5 things you need to do before selling your business
Did you know that the average age of business owners in New Zealand is around 58 years old? Unless they’re going to work until they die (thanks BNZ, great commercial!) this means there’s going to be huge numbers of businesses coming up for sale in the next 10 years or so. If you’re thinking of selling, you’re going to be one of many so make sure you prepare well. These are a few of the things you should be doing before you sell.
1. Seek good advice beforehand
Selling a business successfully can be tricky, stressful and difficult to face on your own so you need to get a good team in support, including a good accountant with the right experience, a great commercial lawyer and possibly an experienced business broker.
Yes, they’ll cost money, but they’ll save you money by protecting your interests and not letting you be bullied or misled by the buyer or their advisers. Unlike you, they are involved in selling businesses regularly!

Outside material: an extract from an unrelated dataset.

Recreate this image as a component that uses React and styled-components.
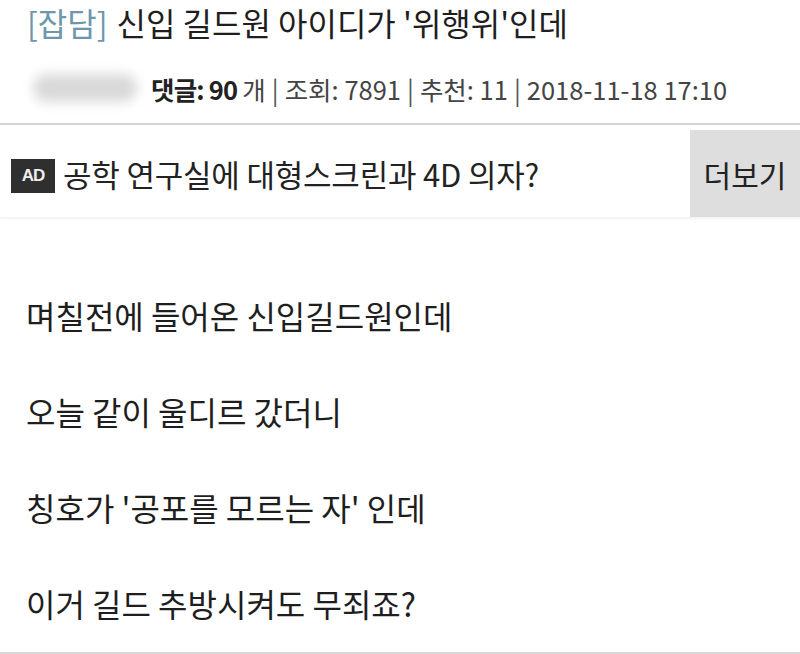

2. Pick the right time to sell
There are two main factors to take into account: economic (local or national) conditions and the health of your business. Obviously, there’s very little interest in business during recessions. In regards to the health of your business, prospective buyers are interested in the future, not the past, which means your business needs to be in a growth phase or healthy maturity — not a fledgling still in the nest or on the way down. Are your sales increasing or decreasing? How is your gross profit margin tracking? Have you paid lots of tax recently?